In a populist moment, the Democratic Party had the extremely rich and the very famous, some great music, and Mark Ruffalo. And they got shellacked. Now a lot of people seemed stunned by what happened, sobered by it.

Cuban scrubbed his X account of all political posts, declared himself on “political vacation,” and joined Bluesky, where, if not absolution, then at least a less political position could be staked out. He made a bad bet (why does Bezos make all the right moves?) and now needs to retool the factory.

Ruffalo appeared at a long-scheduled awards dinner for the ACLU of Southern California five days after the election. He got a little choked up, asked everyone to stand up and hug it out, and admitted that it had been hard for him to come to the event at all—which was a relatable position, because everyone hates the Beverly Hilton, but surely it was an easier gig than the front line?

But it’s not the trans athletes or the immigrants or the wokeism that lost the Democrats this election. It’s the rigged economy that has had its boot on the throat of working people for decades.

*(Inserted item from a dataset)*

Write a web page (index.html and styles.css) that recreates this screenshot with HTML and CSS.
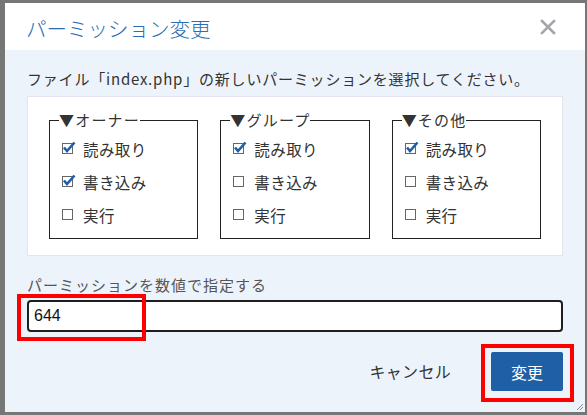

Billionaires, even our very special Democratic billionaires, care about all kinds of things—and many of them peel off a lot of dollars for worthy causes, no doubt—but their political involvement usually comes with a specific price: that the party leaves alone the tax code that safeguards their counting houses.

And, really, after all the billionaires have done for the Democrats, is that too much to ask?